The National Archives of India (NAI) is a repository of the non-current records of the Government of India and holds them in trust for the use of administrators and scholars. Originally established as the Imperial Record Department in 1891, in Calcutta, the capital of British India, the NAI is situated at the intersection of Janpath and Rajpath, in Delhi. It functions as an Attached Office of the Department of Culture under the Ministry of Culture, Government of India.

History

The Imperial Record Department was set up on 11 March 1891 in Calcutta (Kolkata). G. W. Forrest was named as department head..The Imperial Records Department was charged with aggregating, appraising, and managing the documents of all departments of the British Government. It was headed by the Keeper of Records. After independence, the post was renamed Director of Archives.

In 1911 the Department was transferred to the new capital, New Delhi, and in 1926 it was shifted into its new building. This was one of four museum and archive buildings planned by its architect Edwin Lutyens around 'Point B' in the city plan, the intersection of King's Way and Queen's Way. However, only this one was built. It is a building in late neo-classical style, and originally known as the Imperial Record Office.

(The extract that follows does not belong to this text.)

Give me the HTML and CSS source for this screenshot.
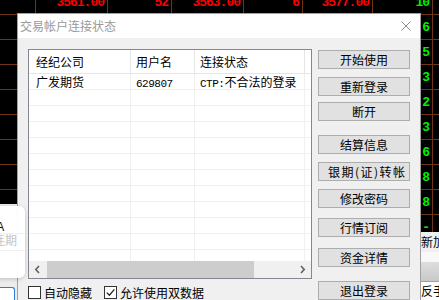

K. R. Narayanan, then President of India, declared the "Museum of the National Archives" open to the general public on 6 July 1998. This museum provides a representative overview of the multifarious holdings of the National Archives, and promotes a common man's interest in archival holdings.

The NAI has a Regional Office at Bhopal and three Record Centres at Bhubaneswar, Jaipur and Pondicherry.

Records
The holdings in the National Archives are in a regular series starting from the year 1748. The languages of the records include English, Arabic, Hindi, Persian, Sanskrit and Urdu, and their materials include paper, palm leaf, birch bark and parchment. The records are in four categories: Public Records, Oriental Records, Manuscripts and Private Papers.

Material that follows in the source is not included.